Bill 96 was adopted on May 24, 2022, with 78 MNAs in favour (from the CAQ and Québec solidaire) and 29 against (from the Liberal Party and Parti Québécois). It received royal assent from Lieutenant Governor J. Michel Doyon on June 1, and subsequently became law.

==Criticism==
The Charter was criticized by Prime Minister Pierre Trudeau, who called Bourassa's Bill 22 as a "slap in the face", in his memoirs, as he saw it as contrary to the federal government's initiative to mandate bilingualism.

Following the advice of the Royal Commission on Bilingualism and Biculturalism, Ontario's premier John Robarts made French an official language of the provincial legislature in 1970. While the Victoria Charter was being negotiated between the provincial premiers and the federal government, Robarts agreed that the province would recognize Franco-Ontarians' rights to access provincial public service in the French language, and for French-speakers to receive the services of an interpreter, if needed, in Ontario's courts. However, plans to adopt these measures were abandoned after negotiations for the Victoria Charter collapsed. His successor, Bill Davis, instead opted to simply provide legal services in French, with the issuance of bilingual drivers licences and government documents.
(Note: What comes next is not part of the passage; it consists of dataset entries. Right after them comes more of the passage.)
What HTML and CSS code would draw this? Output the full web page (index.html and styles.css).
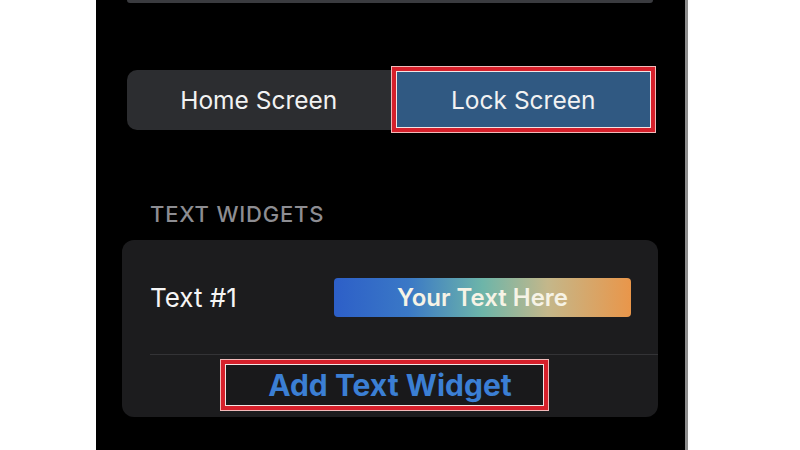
FILE: index.html
```html
<!DOCTYPE html>
<html lang="en">
<head>
    <meta charset="UTF-8">
    <meta name="viewport" content="width=device-width, initial-scale=1.0">
    <title>Widgets - Lock Screen</title>
    <link rel="stylesheet" href="styles.css">
</head>
<body>
    <div class="phone">
        <div class="top-card"></div>

        <div class="segmented">
            <div class="segment">Home Screen</div>
            <div class="segment segment-active highlight">Lock Screen</div>
        </div>

        <div class="section-label">TEXT WIDGETS</div>

        <div class="widget-card">
            <div class="widget-row">
                <span class="widget-name">Text #1</span>
                <div class="widget-preview">Your Text Here</div>
            </div>
            <div class="add-row">
                <div class="add-button highlight">Add Text Widget</div>
            </div>
        </div>
    </div>
</body>
</html>
```

FILE: styles.css
```css
body {
    margin: 0;
    background: #fff;
    font-family: 'Inter', 'Liberation Sans', sans-serif;
}
.phone {
    width: 589px;
    height: 450px;
    margin-left: 96px;
    background: #000;
    border-right: 3px solid #8c8c8c;
    overflow: hidden;
}
.top-card {
    height: 3px;
    margin: 0 32px 0 31px;
    background: #3a3b3f;
    border-radius: 0 0 10px 10px;
}
.segmented {
    display: flex;
    height: 60px;
    margin: 67px 29px 0 31px;
    background: #2c2d30;
    border-radius: 10px;
}
.segment {
    flex: 1;
    display: flex;
    align-items: center;
    justify-content: center;
    color: #f2f2f2;
    font-size: 24.5px;
}
.segment-active {
    margin: -4px 0 -3px 0;
    background: #305982;
}
.highlight {
    border: 1px solid #f2b9b9;
    box-shadow: inset 0 0 0 4px #d6202b, inset 0 0 0 5px #f4e4e4;
}
.section-label {
    margin: 70px 0 0 54px;
    color: #8d8d92;
    font-size: 22px;
    font-weight: 500;
    letter-spacing: 0.8px;
    line-height: 28px;
}
.widget-card {
    margin: 12px 27px 0 26px;
    background: #1c1c1e;
    border-radius: 12px;
}
.widget-row {
    display: flex;
    align-items: center;
    height: 114px;
    padding: 0 27px 0 28px;
}
.widget-name {
    color: #f5f5f5;
    font-size: 26px;
}
.widget-preview {
    margin-left: auto;
    width: 297px;
    height: 39px;
    display: flex;
    align-items: center;
    justify-content: center;
    border-radius: 4px;
    background: linear-gradient(90deg, #2d5fc8 0%, #3a78c6 25%, #6db5a9 50%, #c4b78a 72%, #e9964a 100%);
    color: #f6f3e6;
    font-size: 24px;
    font-weight: 600;
}
.add-row {
    height: 63px;
    margin-left: 28px;
    border-top: 1px solid #333336;
    box-sizing: border-box;
    padding-top: 4px;
}
.add-button {
    width: 329px;
    height: 52px;
    margin-left: 70px;
    box-sizing: border-box;
    display: flex;
    align-items: center;
    justify-content: center;
    padding-left: 11px;
    background: #19191b;
    color: #3b7fd4;
    font-size: 30px;
    font-weight: 700;
}
```
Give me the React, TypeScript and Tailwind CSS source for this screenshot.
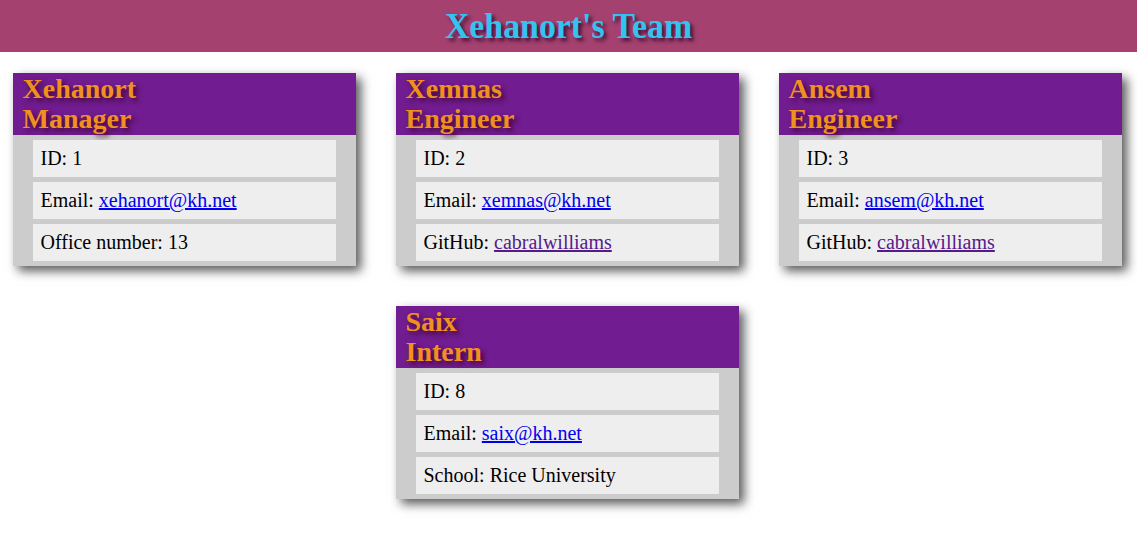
type Member = {
  name: string;
  role: string;
  id: number;
  email: string;
  extraLabel: string;
  extra: string;
  github?: boolean;
};

const team: Member[] = [
  { name: "Xehanort", role: "Manager", id: 1, email: "xehanort@kh.net", extraLabel: "Office number", extra: "13" },
  { name: "Xemnas", role: "Engineer", id: 2, email: "xemnas@kh.net", extraLabel: "GitHub", extra: "cabralwilliams", github: true },
  { name: "Ansem", role: "Engineer", id: 3, email: "ansem@kh.net", extraLabel: "GitHub", extra: "cabralwilliams", github: true },
  { name: "Saix", role: "Intern", id: 8, email: "saix@kh.net", extraLabel: "School", extra: "Rice University" },
];

function Card({ member }: { member: Member }) {
  return (
    <div className="w-[343px] bg-[#cccccc] shadow-[5px_5px_10px_rgba(0,0,0,0.65)]">
      <div className="bg-[#711c91] px-[10px] pt-[1px] pb-[1px] text-[28px] font-bold leading-[30px] text-[#f0911f] [text-shadow:3px_3px_5px_rgba(60,0,30,0.85)]">
        <div>{member.name}</div>
        <div>{member.role}</div>
      </div>
      <ul className="flex flex-col gap-[5px] px-5 py-[5px] text-[20px] text-black">
        <li className="bg-[#eeeeee] px-2 leading-[37px]">ID: {member.id}</li>
        <li className="bg-[#eeeeee] px-2 leading-[37px]">
          Email:{" "}
          <a href={`mailto:${member.email}`} className="text-[#0000ee] underline">
            {member.email}
          </a>
        </li>
        <li className="bg-[#eeeeee] px-2 leading-[37px]">
          {member.extraLabel}:{" "}
          {member.github ? (
            <a href="#" className="text-[#551a8b] underline">
              {member.extra}
            </a>
          ) : (
            member.extra
          )}
        </li>
      </ul>
    </div>
  );
}

export default function App() {
  return (
    <div className="min-h-[537px] bg-white font-['Liberation_Serif','Times_New_Roman',serif]">
      <header className="flex h-[52px] items-center justify-center bg-[#a4416f]">
        <h1 className="inline-block scale-x-[0.94] text-[36px] font-bold leading-none text-[#33c3ef] [text-shadow:3px_3px_4px_rgba(40,0,40,0.75)]">
          Xehanort's Team
        </h1>
      </header>
      <main className="mt-[21px] flex flex-wrap justify-center gap-x-[40px] gap-y-10 pr-[3px]">
        {team.map((m) => (
          <Card key={m.name + m.id} member={m} />
        ))}
      </main>
    </div>
  );
}
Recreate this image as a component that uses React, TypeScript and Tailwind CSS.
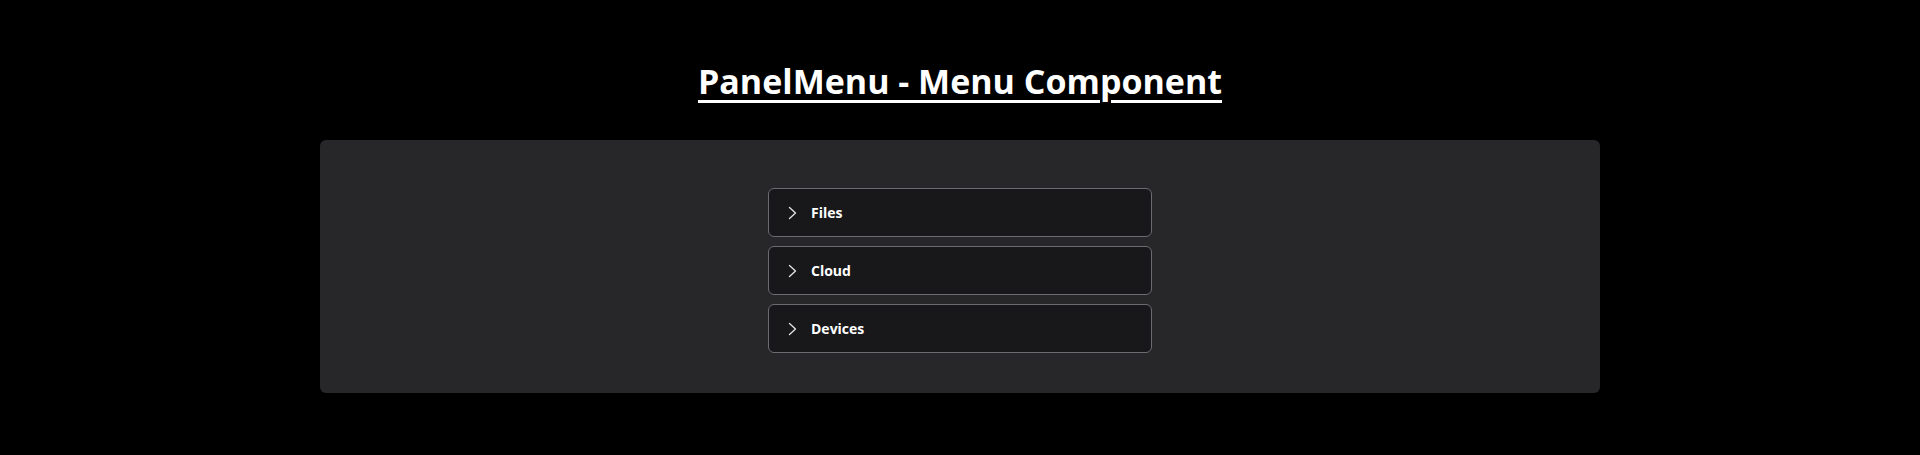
const items = ['Files', 'Cloud', 'Devices'];

function Chevron() {
  return (
    <svg width="16" height="16" viewBox="0 0 16 16" fill="none" className="shrink-0">
      <polyline points="4.5,2.5 10.5,8 4.5,13.5" stroke="#e4e4e7" strokeWidth="1.3" strokeLinecap="round" strokeLinejoin="round" />
    </svg>
  );
}

export default function App() {
  return (
    <div className="min-h-[455px] bg-black flex flex-col items-center font-['Open_Sans',sans-serif]">
      <h1 className="mt-[57px] text-[34px] leading-[48px] font-bold text-white underline underline-offset-[6px] decoration-[3px]">
        PanelMenu - Menu Component
      </h1>

      <div className="mt-[35px] w-[1280px] bg-[#27272a] rounded-md pt-12 pb-10 flex flex-col items-center gap-[9px]">
        {items.map((label) => (
          <div
            key={label}
            className="w-[384px] h-[49px] flex items-center gap-[10px] pl-4 bg-[#18181b] border border-[#6b6b70] rounded-md"
          >
            <Chevron />
            <span className="text-[14px] font-bold text-white">{label}</span>
          </div>
        ))}
      </div>
    </div>
  );
}
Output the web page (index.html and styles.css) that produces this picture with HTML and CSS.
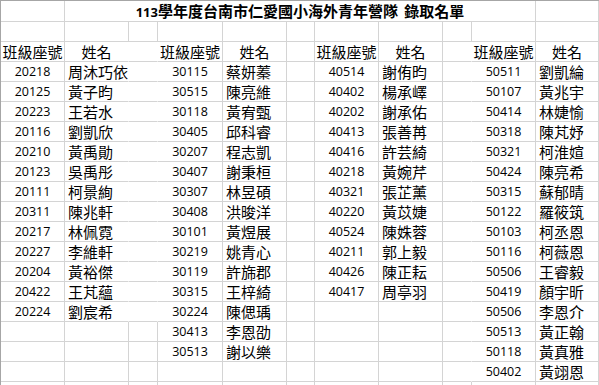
FILE: index.html
```html
<!DOCTYPE html>
<html lang="zh-Hant">

<head>
    <meta charset="UTF-8">
    <meta name="viewport" content="width=device-width, initial-scale=1.0">
    <title>113學年度台南市仁愛國小海外青年營隊 錄取名單</title>
    <link rel="stylesheet" href="styles.css">
</head>

<body>
    <div class="sheet">
        <!-- 標題列 -->
        <div class="row first">
            <div></div>
            <div class="title"><span class="digits">113</span>學年度台南市仁愛國小海外青年營隊 錄取名單</div>
            <div></div>
        </div>
        <div class="row">
            <div></div><div></div><div></div><div></div><div></div><div></div><div></div><div></div><div></div><div></div><div></div>
        </div>
        <!-- 欄位名稱 -->
        <div class="row">
            <div class="head">班級座號</div><div class="head open">姓名</div><div class="open"></div>
            <div class="head">班級座號</div><div class="head">姓名</div><div></div>
            <div class="head">班級座號</div><div class="head">姓名</div><div class="open"></div>
            <div class="head">班級座號</div><div class="head">姓名</div>
        </div>
        <!-- 名單 -->
        <div class="row">
            <div class="num">20218</div><div class="name open">周沐巧依</div><div class="open"></div>
            <div class="num">30115</div><div class="name">蔡妍蓁</div><div></div>
            <div class="num">40514</div><div class="name">謝侑昀</div><div class="open"></div>
            <div class="num">50511</div><div class="name">劉凱綸</div>
        </div>
        <div class="row">
            <div class="num">20125</div><div class="name open">黃子昀</div><div class="open"></div>
            <div class="num">30515</div><div class="name">陳亮維</div><div></div>
            <div class="num">40402</div><div class="name">楊承嶧</div><div class="open"></div>
            <div class="num">50107</div><div class="name">黃兆宇</div>
        </div>
        <div class="row">
            <div class="num">20223</div><div class="name open">王若水</div><div class="open"></div>
            <div class="num">30118</div><div class="name">黃宥甄</div><div></div>
            <div class="num">40202</div><div class="name">謝承佑</div><div class="open"></div>
            <div class="num">50414</div><div class="name">林婕愉</div>
        </div>
        <div class="row">
            <div class="num">20116</div><div class="name open">劉凱欣</div><div class="open"></div>
            <div class="num">30405</div><div class="name">邱科睿</div><div></div>
            <div class="num">40413</div><div class="name">張善苒</div><div class="open"></div>
            <div class="num">50318</div><div class="name">陳芃妤</div>
        </div>
        <div class="row">
            <div class="num">20210</div><div class="name open">黃禹勛</div><div class="open"></div>
            <div class="num">30207</div><div class="name">程志凱</div><div></div>
            <div class="num">40416</div><div class="name">許芸綺</div><div class="open"></div>
            <div class="num">50321</div><div class="name">柯淮媗</div>
        </div>
        <div class="row">
            <div class="num">20123</div><div class="name open">吳禹彤</div><div class="open"></div>
            <div class="num">30407</div><div class="name">謝秉桓</div><div></div>
            <div class="num">40218</div><div class="name">黃婉芹</div><div class="open"></div>
            <div class="num">50424</div><div class="name">陳亮希</div>
        </div>
        <div class="row">
            <div class="num">20111</div><div class="name open">柯景絢</div><div class="open"></div>
            <div class="num">30307</div><div class="name">林昱碩</div><div></div>
            <div class="num">40321</div><div class="name">張芷薰</div><div class="open"></div>
            <div class="num">50315</div><div class="name">蘇郁晴</div>
        </div>
        <div class="row">
            <div class="num">20311</div><div class="name open">陳兆軒</div><div class="open"></div>
            <div class="num">30408</div><div class="name">洪晙洋</div><div></div>
            <div class="num">40220</div><div class="name">黃苡婕</div><div class="open"></div>
            <div class="num">50122</div><div class="name">羅筱筑</div>
        </div>
        <div class="row">
            <div class="num">20217</div><div class="name open">林佩霓</div><div class="open"></div>
            <div class="num">30101</div><div class="name">黃煜展</div><div></div>
            <div class="num">40524</div><div class="name">陳姝蓉</div><div class="open"></div>
            <div class="num">50103</div><div class="name">柯丞恩</div>
        </div>
        <div class="row">
            <div class="num">20227</div><div class="name open">李維軒</div><div class="open"></div>
            <div class="num">30219</div><div class="name">姚青心</div><div></div>
            <div class="num">40211</div><div class="name">郭上毅</div><div class="open"></div>
            <div class="num">50116</div><div class="name">柯薇恩</div>
        </div>
        <div class="row">
            <div class="num">20204</div><div class="name open">黃裕傑</div><div class="open"></div>
            <div class="num">30119</div><div class="name">許旆郡</div><div></div>
            <div class="num">40426</div><div class="name">陳正耘</div><div class="open"></div>
            <div class="num">50506</div><div class="name">王睿毅</div>
        </div>
        <div class="row">
            <div class="num">20422</div><div class="name open">王芃蘊</div><div class="open"></div>
            <div class="num">30315</div><div class="name">王梓綺</div><div></div>
            <div class="num">40417</div><div class="name">周亭羽</div><div class="open"></div>
            <div class="num">50419</div><div class="name">顏宇昕</div>
        </div>
        <div class="row">
            <div class="num">20224</div><div class="name open">劉宸希</div><div class="open"></div>
            <div class="num">30224</div><div class="name">陳偲瑀</div><div></div>
            <div></div><div></div><div class="open"></div>
            <div class="num">50506</div><div class="name">李恩介</div>
        </div>
        <div class="row">
            <div></div><div></div><div></div>
            <div class="num">30413</div><div class="name">李恩劭</div><div></div>
            <div></div><div></div><div class="open"></div>
            <div class="num">50513</div><div class="name">黃正翰</div>
        </div>
        <div class="row">
            <div></div><div></div><div></div>
            <div class="num">30513</div><div class="name">謝以樂</div><div></div>
            <div></div><div></div><div class="open"></div>
            <div class="num">50118</div><div class="name">黃真雅</div>
        </div>
        <div class="row">
            <div></div><div></div><div></div>
            <div></div><div></div><div></div>
            <div></div><div></div><div class="open"></div>
            <div class="num">50402</div><div class="name">黃翊恩</div>
        </div>
        <div class="row">
            <div></div><div></div><div></div><div></div><div></div><div></div><div></div><div></div><div></div><div></div><div></div>
        </div>
    </div>
</body>

</html>
```

FILE: styles.css
```css
body {
    margin: 0;
    background: #fff;
    overflow: hidden;
}

.sheet {
    width: 599px;
    height: 385px;
    box-sizing: border-box;
    overflow: hidden;
    border-top: 1px solid #a6a6a6;
    border-left: 1px solid #a6a6a6;
    font-family: "Noto Sans CJK TC", "Noto Sans", sans-serif;
    color: #000;
}

/* 每一列都是同樣的欄寬，最後一欄只露出一部分 */
.row {
    display: grid;
    grid-template-columns: 64px 64px 29px 65px 64px 28px 64px 64px 29px 64px 63px;
    height: 20px;
}

.row.first {
    height: 21px;
}

.row > div {
    box-sizing: border-box;
    border-right: 1px solid #d4d4d4;
    border-bottom: 1px solid #d4d4d4;
    line-height: 19px;
    font-size: 15px;
    white-space: nowrap;
    overflow: hidden;
}

/* 格線被蓋掉的儲存格 */
.row > .open {
    border-right-color: transparent;
}

.title {
    grid-column: span 9;
    text-align: center;
    font-weight: bold;
    word-spacing: 3px;
    line-height: 20px !important;
}

.digits {
    font-family: "Open Sans", sans-serif;
    font-size: 13px;
}

.head {
    text-align: center;
}

.num {
    text-align: center;
    font-family: "Open Sans", sans-serif;
    font-size: 12.5px !important;
}

.name {
    padding-left: 3px;
}
```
Political opposition to the Charter and earlier language legislation has had limited success, given the support of the laws by the Parti Québécois and Quebec Liberal Party. Legislative initiatives prior to Bill 101 such as An Act to promote the French language in Quebec (Bill 63) were often perceived by francophones as insufficient. After Bourassa passed the Official Language Act, opponents turned their support to the Union Nationale in the 1976 election, but despite that short resurgence of support, the party collapsed in the subsequent election. Court challenges have been more successful: Many of the key provisions of the initial language legislation having been rewritten to comply with rulings. Despite compliance since 1993 of the Charter with the Canadian Constitution, opposition to the Charter and the government body enforcing it has continued.

According to Statistics Canada, up to 244,000 English-speaking people have emigrated from Quebec to other provinces since the 1970s; those in Quebec whose sole native language was English dropped from 789,000 in 1971 to 575,555 in 2006, when they accounted for 7.6% of the population. Altogether, in 2006, 744,430 (10%) used mostly English as their home language, and 918,955 (12.2%) comprised the Official Language Minority, having English as their first official language spoken. When many anglophones relocated outside of Quebec after the introduction of the Charter in the 1970s, several English-language schools in Montreal closed their doors. These school closures may also have been brought about by restrictions on who can attend English schools, which has been another ongoing drain on the English school system. Of the Anglophones between 25 and 44 years old who left the province between 1981 and 1986, 15,000 individuals, which was half of this group, had university degrees. The province's unemployment rate rose from 8.7 per cent in 1976 to 10.4 per cent in 1977, remaining above 10 per cent for 19 of the last 23 years of the 20th century. The language barrier has also been regarded as a "soft cap" for population growth; for instance from 2013 to 2014 while Montreal gained around 43,000 immigrants from other parts of the world it lost 10,000 residents to other provinces.

Many companies, most notably Sun Life, Royal Bank and Bank of Montreal (which even considered removing "Montreal" from its name), moved their major operations to Toronto as a consequence of the adoption of the Charter. This concerted fleeing of business and subsequent loss of thousands of jobs is believed to have hindered Quebec's economy and allowed Toronto to overtake Montreal as Canada's business centre. On the other hand, Toronto's advantage had been growing since the 1930s and had become apparent in the 1950s, and is also related to the greater importance of the United States, rather than Britain, in Canada's economy. This action may have simply accelerated, rather than allowed, this change of status between the two cities.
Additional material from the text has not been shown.